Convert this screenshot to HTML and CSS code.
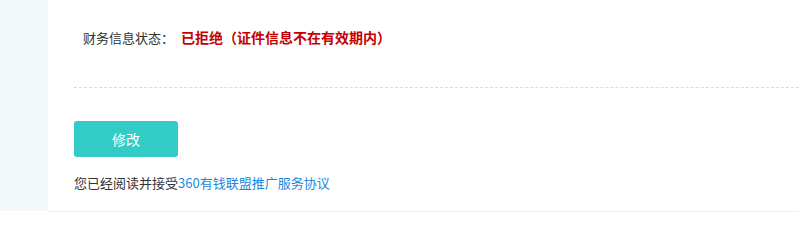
FILE: index.html
```html
<!DOCTYPE html>
<html lang="zh-CN">
<head>
<meta charset="utf-8">
<title>财务信息</title>
<link rel="stylesheet" href="styles.css">
</head>
<body>
<div class="page">
  <aside class="sidebar"></aside>
  <main class="main">
    <div class="status">
      <span class="status-label">财务信息状态：</span>
      <span class="status-value">已拒绝（证件信息不在有效期内）</span>
    </div>
    <div class="divider"></div>
    <button class="btn" type="button">修改</button>
    <p class="agree">您已经阅读并接受<a class="agree-link" href="#">360有钱联盟推广服务协议</a></p>
  </main>
</div>
</body>
</html>
```
FILE: styles.css
```css
* { box-sizing: border-box; }
html, body {
  margin: 0;
  padding: 0;
  background: #fff;
  font-family: "Noto Sans CJK SC", "Microsoft YaHei", "Liberation Sans", sans-serif;
  color: #333;
}
.page {
  display: flex;
  height: 212px;
}
.sidebar {
  width: 48px;
  flex: none;
  background: #f3f9fa;
  border-bottom: 1px solid #fff;
}
.main {
  flex: 1;
  padding: 27px 0 0 26px;
  border-bottom: 1px solid #eceff3;
}
.status {
  display: flex;
  align-items: center;
  height: 20px;
  padding-left: 9px;
}
.status-label {
  width: 98px;
  font-size: 13px;
  color: #333;
}
.status-value {
  font-size: 14px;
  font-weight: bold;
  color: #c40000;
}
.divider {
  margin-top: 40px;
  border-top: 1px dashed #dcdcdc;
}
.btn {
  display: block;
  margin-top: 33px;
  width: 104px;
  height: 36px;
  border: none;
  border-radius: 3px;
  background: #33cbc6;
  color: #fff;
  font-family: inherit;
  font-size: 14px;
  font-weight: normal;
  padding: 0;
}
.agree {
  margin: 16px 0 0;
  font-size: 13px;
  line-height: 20px;
  color: #333;
}
.agree-link {
  color: #1a88e0;
  text-decoration: none;
}
```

Written problem → Without the pictures, retype the whole of the material above exactly.

Finished task →
Convert this screenshot to HTML and CSS code.
FILE: index.html
```html
<!DOCTYPE html>
<html lang="zh-CN">
<head>
<meta charset="utf-8">
<title>财务信息</title>
<link rel="stylesheet" href="styles.css">
</head>
<body>
<div class="page">
  <aside class="sidebar"></aside>
  <main class="main">
    <div class="status">
      <span class="status-label">财务信息状态：</span>
      <span class="status-value">已拒绝（证件信息不在有效期内）</span>
    </div>
    <div class="divider"></div>
    <button class="btn" type="button">修改</button>
    <p class="agree">您已经阅读并接受<a class="agree-link" href="#">360有钱联盟推广服务协议</a></p>
  </main>
</div>
</body>
</html>
```
FILE: styles.css
```css
* { box-sizing: border-box; }
html, body {
  margin: 0;
  padding: 0;
  background: #fff;
  font-family: "Noto Sans CJK SC", "Microsoft YaHei", "Liberation Sans", sans-serif;
  color: #333;
}
.page {
  display: flex;
  height: 212px;
}
.sidebar {
  width: 48px;
  flex: none;
  background: #f3f9fa;
  border-bottom: 1px solid #fff;
}
.main {
  flex: 1;
  padding: 27px 0 0 26px;
  border-bottom: 1px solid #eceff3;
}
.status {
  display: flex;
  align-items: center;
  height: 20px;
  padding-left: 9px;
}
.status-label {
  width: 98px;
  font-size: 13px;
  color: #333;
}
.status-value {
  font-size: 14px;
  font-weight: bold;
  color: #c40000;
}
.divider {
  margin-top: 40px;
  border-top: 1px dashed #dcdcdc;
}
.btn {
  display: block;
  margin-top: 33px;
  width: 104px;
  height: 36px;
  border: none;
  border-radius: 3px;
  background: #33cbc6;
  color: #fff;
  font-family: inherit;
  font-size: 14px;
  font-weight: normal;
  padding: 0;
}
.agree {
  margin: 16px 0 0;
  font-size: 13px;
  line-height: 20px;
  color: #333;
}
.agree-link {
  color: #1a88e0;
  text-decoration: none;
}
```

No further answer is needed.